Movie Review: “Arthur Christmas”

Written by Pam-Marie Gx December 02, 2011

Arthur Claus is coming to town… if he ever figures out how stairs work.

Arthur Christmas tells the tale of the title character (played by James McAvoy) as he flies in the face of wisdom and fights his fears to try and bring a present to the one girl, named Gwen, who was forgotten. To do this he teams up with his incredibly old Grandsanta (Bill Nighy) and an elf from the wrapping section in order to make Christmas special for Gwen.

First, immediately before the movie begins, we are treated to a middle-of-puberty Justin Bieber, singing “Santa Claus is Coming to Town” in the manner of the Hanson Brothers. While he refrains from actually saying the words “Mm Bop,” he appears to have taken the vibe of the Hanson Brothers and Aaron Carter into his heart. The video looks like it was made by someone who had had steampunk explained to them by a 5-year-old who only had Wild Wild West and the Island of Misfit Toys for references. Luckily it doesn’t last long, and the rest of the movie is more than ridiculous enough to wipe it from your memory.

The movie actually starts off rather well. We begin by hearing Gwen read her letter to Santa, where she, quite reasonably, asks how Santa is able to travel the world and reach every house in one night. She’s seven or eight and actually asks Santa to account for how he could possibly be keeping up with exponential population growth. She seems like a smart, interesting child who we don’t really see or hear from again until the very end of the movie. The letter-receiver Arthur responds to this letter in a bit of a silly manner, telling her to remember that Santa has Magic on his side. From here we cut to the Star Trek Enterprise, from which an army of midget ninjas is descending!


That’s where the cool ends and the idiotic begins. Honestly, this movie is so bad on so many levels that I’m not entirely sure where to begin. I suppose I should begin with the main character, Arthur. Arthur is special, by which I mean “eats his cereal with a fork” special. In one of the first scenes he can’t seem to figure out how stairs work, and proceeds to cause all sorts chaos amongst the very busy elves who are trying to organize and guide Santa and the army on the Santaprise (aka the S-1). Arthur doesn’t improve over the course of the movie. He explicitly states how he is ever-so-afraid of everything, ad nauseam, and is constantly failing to use even the most rudimentary amount of common sense.

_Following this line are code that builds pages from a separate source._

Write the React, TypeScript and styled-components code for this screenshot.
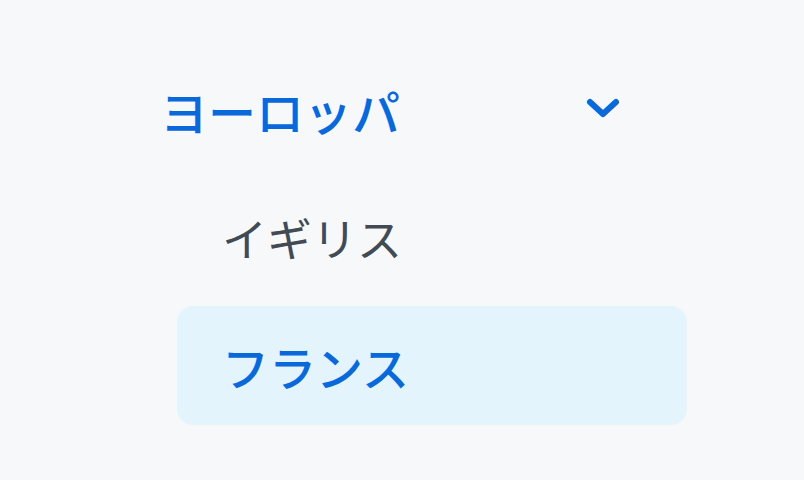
import React from "react";
import styled, { createGlobalStyle } from "styled-components";

const Global = createGlobalStyle`
  html, body { margin: 0; padding: 0; background: #f6f8fa; }
  body { font-family: "Noto Sans CJK JP", "Noto Sans", sans-serif; }
`;

const Page = styled.div`
  width: 804px;
  height: 480px;
  box-sizing: border-box;
  padding: 62px 0 0 160px;
  background: #f6f8fa;
`;

const Nav = styled.nav`
  display: flex;
  flex-direction: column;
  width: 527px;
`;

const Header = styled.button`
  display: flex;
  align-items: center;
  justify-content: space-between;
  width: 461px;
  height: 96px;
  padding: 0;
  border: 0;
  background: transparent;
  color: #0969da;
  font-family: inherit;
  font-size: 48px;
  font-weight: 500;
  cursor: pointer;
`;

const Chevron = styled.svg`
  width: 36px;
  height: 24px;
  margin-bottom: 2px;
`;

const List = styled.ul`
  list-style: none;
  margin: 20px 0 0 17px;
  padding: 0;
  display: flex;
  flex-direction: column;
  gap: 9px;
`;

const Item = styled.li<{ $active?: boolean }>`
  display: flex;
  align-items: center;
  width: 510px;
  height: 119px;
  box-sizing: border-box;
  padding-left: 45px;
  border-radius: 16px;
  background: ${(p) => (p.$active ? "#e3f4fd" : "transparent")};
  color: ${(p) => (p.$active ? "#0969da" : "#424a53")};
  font-size: ${(p) => (p.$active ? "47px" : "45px")};
  font-weight: ${(p) => (p.$active ? 500 : 400)};
`;

export default function App() {
  return (
    <>
      <Global />
      <Page>
        <Nav>
          <Header>
            <span>ヨーロッパ</span>
            <Chevron viewBox="0 0 36 24">
              <path d="M5 5 L18 17 L31 5" fill="none" stroke="#0969da" strokeWidth="6" strokeLinecap="round" strokeLinejoin="round" />
            </Chevron>
          </Header>
          <List>
            <Item>イギリス</Item>
            <Item $active>フランス</Item>
          </List>
        </Nav>
      </Page>
    </>
  );
}
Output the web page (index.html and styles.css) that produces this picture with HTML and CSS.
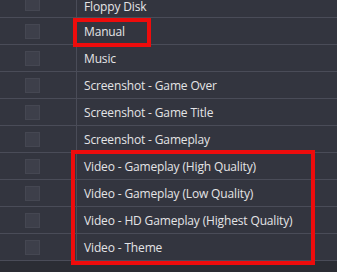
FILE: index.html
```html
<!DOCTYPE html>
<html lang="en">
<head>
    <meta charset="UTF-8">
    <meta name="viewport" content="width=device-width, initial-scale=1.0">
    <title>Additional Apps</title>
    <link rel="stylesheet" href="styles.css">
</head>
<body>
    <div class="panel">
        <div class="list">
            <div class="row partial"><div class="check-cell"><span class="check"></span></div><div class="name">Floppy Disk</div></div>
            <div class="row"><div class="check-cell"><span class="check"></span></div><div class="name">Manual</div></div>
            <div class="row"><div class="check-cell"><span class="check"></span></div><div class="name">Music</div></div>
            <div class="row"><div class="check-cell"><span class="check"></span></div><div class="name">Screenshot - Game Over</div></div>
            <div class="row"><div class="check-cell"><span class="check"></span></div><div class="name">Screenshot - Game Title</div></div>
            <div class="row"><div class="check-cell"><span class="check"></span></div><div class="name">Screenshot - Gameplay</div></div>
            <div class="row"><div class="check-cell"><span class="check"></span></div><div class="name">Video - Gameplay (High Quality)</div></div>
            <div class="row"><div class="check-cell"><span class="check"></span></div><div class="name">Video - Gameplay (Low Quality)</div></div>
            <div class="row"><div class="check-cell"><span class="check"></span></div><div class="name">Video - HD Gameplay (Highest Quality)</div></div>
            <div class="row"><div class="check-cell"><span class="check"></span></div><div class="name">Video - Theme</div></div>
        </div>
        <div class="footer"></div>

        <!-- marcações em vermelho -->
        <div class="mark mark-manual"></div>
        <div class="mark mark-video"></div>
    </div>
</body>
</html>
```

FILE: styles.css
```css
body {
    margin: 0;
    padding: 0;
    background: #33353f;
    font-family: 'Open Sans', 'Noto Sans', sans-serif;
    font-size: 12px;
    letter-spacing: -0.15px;
    color: #e4e4e6;
}

.panel {
    position: relative;
    width: 337px;
    height: 272px;
    overflow: hidden;
}

.row {
    display: flex;
    height: 26px;
    border-bottom: 1px solid #4a4c58;
}

/* primeira linha, cortada pela rolagem */
.row.partial {
    height: 17px;
}

.row.partial .check-cell {
    align-items: flex-start;
}

.row.partial .check {
    height: 10px;
    border-top: none;
}

.row.partial .name {
    align-items: flex-end;
    line-height: 14px;
    padding-bottom: 3px;
}

.check-cell {
    width: 77px;
    display: flex;
    align-items: center;
    padding-left: 25px;
    box-sizing: border-box;
    border-right: 1px solid #4a4c58;
}

.check {
    width: 13px;
    height: 13px;
    background: #3d3f4a;
    border: 1px solid #454752;
}

.name {
    display: flex;
    align-items: center;
    padding-left: 7px;
}

.footer {
    height: 11px;
    background: #2b2d34;
}

.mark {
    position: absolute;
    border: 4px solid #ee0c0c;
    box-sizing: border-box;
}

.mark-manual {
    left: 73px;
    top: 18px;
    width: 78px;
    height: 29px;
}

.mark-video {
    left: 71px;
    top: 150px;
    width: 244px;
    height: 115px;
}
```
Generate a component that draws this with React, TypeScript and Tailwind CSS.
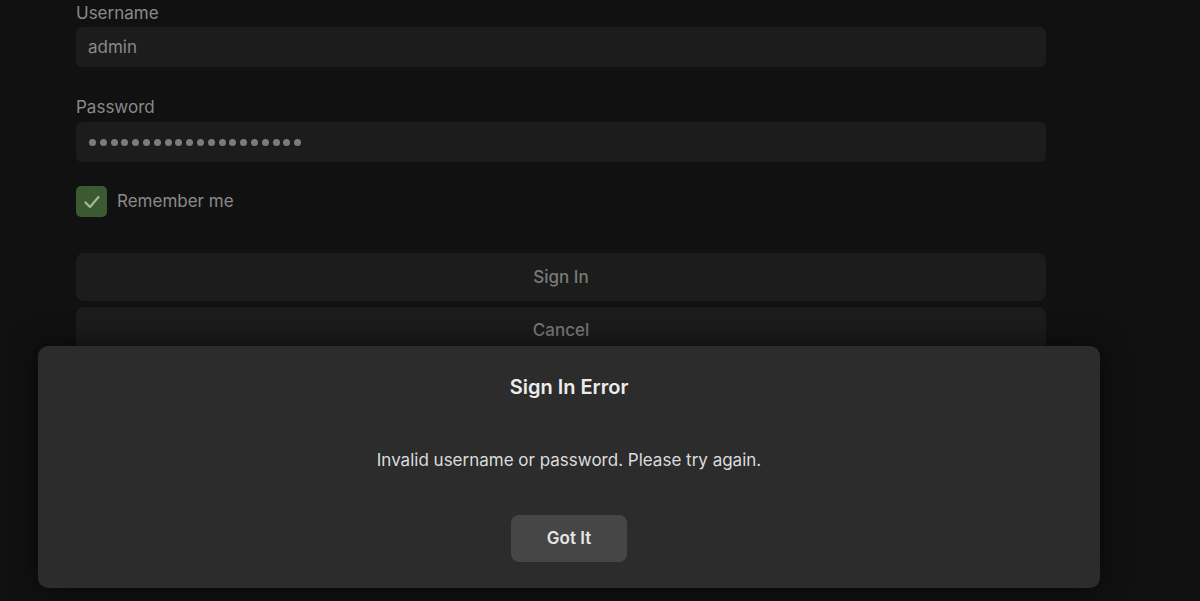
export default function App() {
  const dots = Array.from({ length: 20 });

  return (
    <div className="relative h-[601px] w-[1200px] overflow-hidden bg-[#111111] font-['Inter','Liberation_Sans',sans-serif]">
      <div className="ml-[76px] w-[970px] pt-[2px]">
        <label className="block text-[17px] leading-[22px] text-[#8a8a8a]">Username</label>
        <div className="mt-[3px] flex h-[40px] items-center rounded-[6px] bg-[#1c1c1c] px-[12px] pt-[2px] text-[17px] text-[#8a8a8a]">
          admin
        </div>

        <label className="mt-[29px] block text-[17px] leading-[22px] text-[#8a8a8a]">Password</label>
        <div className="mt-[4px] flex h-[40px] items-center gap-[3.8px] rounded-[6px] bg-[#1c1c1c] px-[13px]">
          {dots.map((_, i) => (
            <span key={i} className="h-[7px] w-[7px] rounded-full bg-[#7c7c7c]" />
          ))}
        </div>

        <div className="mt-[24px] flex items-center gap-[10px]">
          <div className="flex h-[31px] w-[31px] items-center justify-center rounded-[5px] bg-[#3b5a31]">
            <svg width="20" height="20" viewBox="0 0 20 20" fill="none">
              <path d="M3.5 10.5 L8 15 L16.5 5" stroke="#a7b8a0" strokeWidth="2.2" strokeLinecap="round" strokeLinejoin="round" />
            </svg>
          </div>
          <span className="text-[17px] text-[#8a8a8a]">Remember me</span>
        </div>

        <button className="mt-[36px] flex h-[48px] w-full items-center justify-center rounded-[8px] bg-[#1c1c1c] pt-[2px] text-[17px] font-medium text-[#7a7a7a]">
          Sign In
        </button>
        <button className="mt-[6px] flex h-[48px] w-full items-center justify-center rounded-[8px] bg-[#1c1c1c] text-[17px] font-medium text-[#7a7a7a]">
          Cancel
        </button>
      </div>

      <div className="absolute left-[38px] top-[346px] flex h-[242px] w-[1062px] flex-col items-center rounded-[10px] bg-[#2c2c2c] shadow-[0_0_30px_rgba(0,0,0,0.6)]">
        <h2 className="mt-[28px] text-[20px] font-semibold leading-[26px] text-[#ececec]">Sign In Error</h2>
        <p className="mt-[49px] text-[17px] leading-[22px] text-[#dcdcdc]">
          Invalid username or password. Please try again.
        </p>
        <button className="mt-[44px] flex h-[47px] w-[116px] items-center justify-center rounded-[8px] bg-[#464646] pt-[1px] text-[17px] font-semibold text-[#e6e6e6]">
          Got It
        </button>
      </div>
    </div>
  );
}
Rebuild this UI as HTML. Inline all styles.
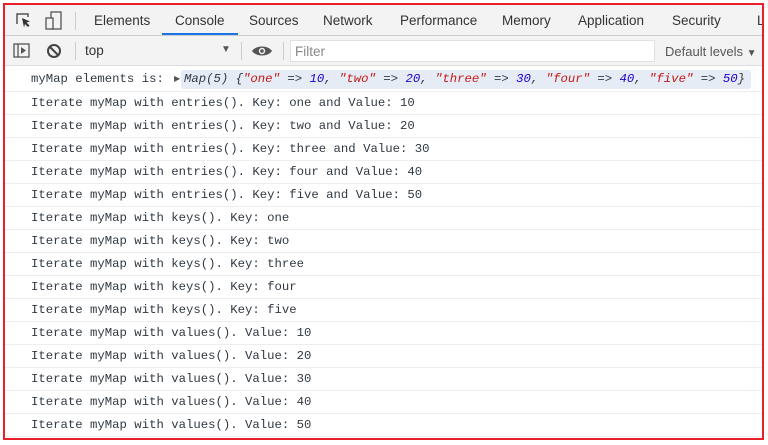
<!DOCTYPE html>
<html><head><style>
*{margin:0;padding:0;box-sizing:border-box}
body{width:768px;height:445px;background:#fff;position:relative;overflow:hidden;font-family:"Liberation Sans",sans-serif}
#frame{position:absolute;left:3px;top:3px;width:761px;height:437px;border:2px solid #e8202a;overflow:hidden;background:#fff}
.tabs{position:absolute;left:0;top:0;width:100%;height:31px;background:#f3f3f3;border-bottom:1px solid #ccc}
.tab{position:absolute;top:8px;font-size:13.5px;color:#333}
.tool{position:absolute;left:0;top:31px;width:100%;height:30px;background:#f3f3f3;border-bottom:1px solid #ddd}
.sep{position:absolute;width:1px;background:#ccc}
.rows{position:absolute;left:0;top:61px;width:100%}
.row{height:23px;border-bottom:1px solid #eee;font-family:"Liberation Mono",monospace;font-size:12.3px;color:#303942;padding-left:26px;line-height:22px;white-space:pre}
.s{color:#c41a16}.n{color:#1c00cf}
</style></head><body>
<div id="frame">
<div class="tabs">
<svg style="position:absolute;left:10px;top:7px" width="18" height="18" viewBox="0 0 18 18"><path d="M2 12V2h11v3" fill="none" stroke="#555" stroke-width="1.5"/><path d="M7 6l8 3.5-3.5 1 3 3-1.5 1.5-3-3-1 3.5z" fill="#333"/></svg>
<svg style="position:absolute;left:40px;top:6px" width="18" height="20" viewBox="0 0 18 20"><rect x="6" y="1" width="10" height="17" fill="none" stroke="#555" stroke-width="1.3"/><rect x="1" y="7" width="7" height="11" fill="#f3f3f3" stroke="#555" stroke-width="1.3"/></svg>
<div class="sep" style="left:70px;top:7px;height:18px"></div>
<span class="tab" style="left:89px">Elements</span>
<span class="tab" style="left:170px">Console</span>
<div style="position:absolute;left:157px;top:28px;width:76px;height:2px;background:#1a73e8"></div>
<span class="tab" style="left:244px">Sources</span>
<span class="tab" style="left:318px">Network</span>
<span class="tab" style="left:395px">Performance</span>
<span class="tab" style="left:497px">Memory</span>
<span class="tab" style="left:573px">Application</span>
<span class="tab" style="left:667px">Security</span>
<span class="tab" style="left:752px">L</span>
</div>
<div class="tool">
<svg style="position:absolute;left:8px;top:7px" width="18" height="16" viewBox="0 0 18 16"><rect x="1" y="1" width="15" height="13" fill="none" stroke="#555" stroke-width="1.3"/><line x1="5" y1="1" x2="5" y2="14" stroke="#555" stroke-width="1.3"/><path d="M8 4l5 3.5-5 3.5z" fill="#555"/></svg>
<svg style="position:absolute;left:41px;top:7px" width="16" height="16" viewBox="0 0 16 16"><circle cx="8" cy="8" r="6" fill="none" stroke="#444" stroke-width="2"/><line x1="4" y1="4" x2="12" y2="12" stroke="#444" stroke-width="2"/></svg>
<div class="sep" style="left:70px;top:6px;height:18px"></div>
<span style="position:absolute;left:80px;top:7px;font-size:13.5px;color:#333">top</span>
<span style="position:absolute;left:216px;top:8px;font-size:10px;color:#555">▼</span>
<div class="sep" style="left:236px;top:6px;height:18px"></div>
<svg style="position:absolute;left:246px;top:8px" width="22" height="14" viewBox="0 0 22 14"><path d="M1 7C5 1 17 1 21 7C17 13 5 13 1 7z" fill="#555"/><circle cx="11" cy="7" r="3.2" fill="#f3f3f3"/><circle cx="11" cy="7" r="1.8" fill="#555"/></svg>
<div class="sep" style="left:278px;top:6px;height:18px"></div>
<div style="position:absolute;left:285px;top:4px;width:365px;height:22px;background:#fff;border:1px solid #e0e0e0"></div>
<span style="position:absolute;left:290px;top:8px;font-size:13.5px;color:#888">Filter</span>
<span style="position:absolute;left:660px;top:8px;font-size:13px;color:#555">Default levels <span style="font-size:10px">▼</span></span>
</div>
<div class="rows">
<div class="row" style="height:26px;line-height:26px;position:relative">myMap elements is: <span style="position:absolute;left:169px;top:3px;font-size:8px;line-height:20px;color:#555;font-family:'Liberation Sans'">▶</span><span style="position:absolute;left:176px;top:4px;height:19px;width:570px;background:#e6ecf5;border-radius:3px;line-height:19px;padding-left:3px;font-style:italic">Map(5) {<span class="s">"one"</span> =&gt; <span class="n">10</span>, <span class="s">"two"</span> =&gt; <span class="n">20</span>, <span class="s">"three"</span> =&gt; <span class="n">30</span>, <span class="s">"four"</span> =&gt; <span class="n">40</span>, <span class="s">"five"</span> =&gt; <span class="n">50</span>}</span></div>
<div class="row">Iterate myMap with entries(). Key: one and Value: 10</div>
<div class="row">Iterate myMap with entries(). Key: two and Value: 20</div>
<div class="row">Iterate myMap with entries(). Key: three and Value: 30</div>
<div class="row">Iterate myMap with entries(). Key: four and Value: 40</div>
<div class="row">Iterate myMap with entries(). Key: five and Value: 50</div>
<div class="row">Iterate myMap with keys(). Key: one</div>
<div class="row">Iterate myMap with keys(). Key: two</div>
<div class="row">Iterate myMap with keys(). Key: three</div>
<div class="row">Iterate myMap with keys(). Key: four</div>
<div class="row">Iterate myMap with keys(). Key: five</div>
<div class="row">Iterate myMap with values(). Value: 10</div>
<div class="row">Iterate myMap with values(). Value: 20</div>
<div class="row">Iterate myMap with values(). Value: 30</div>
<div class="row">Iterate myMap with values(). Value: 40</div>
<div class="row">Iterate myMap with values(). Value: 50</div>
</div>
</div>
</body></html>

Now, there is another major character in this movie who I have so far failed to mention. This is Arthur’s brother, Steve Claus (voiced by Hugh Laurie), who is next in line to assume the mantle of Santa. He is super-intelligent, organized and capable, but is almost portrayed as the bad guy in this film. His great sin is supposedly ambition, however this flaw doesn’t really stand up to scrutiny. Here is why: Steve is, approximately, 60 years old (given that the Claus family lives to be around 130 and each Santa is suppose to have a 70-year reign), and they say that the Santaprise (or S-1), which he invented, has been around and basically doing the job of Santa since the Cuban Missile Crisis.


This means that Steve invented the Santaprise at around 10 years old, and has been doing the job of Santa, with no credit or recognition, for the past 50 years. Yet he’s overly ambitious for wanting his dad to follow tradition and hand over the title of Santa after 70 years, 50 of which he had been getting the credit for his son’s innovations. It gives the movie an air of anti-intellectualism and the moral at the end is rather ambiguous, perhaps being that a kind heart is more important than drive, intelligence, or commitment.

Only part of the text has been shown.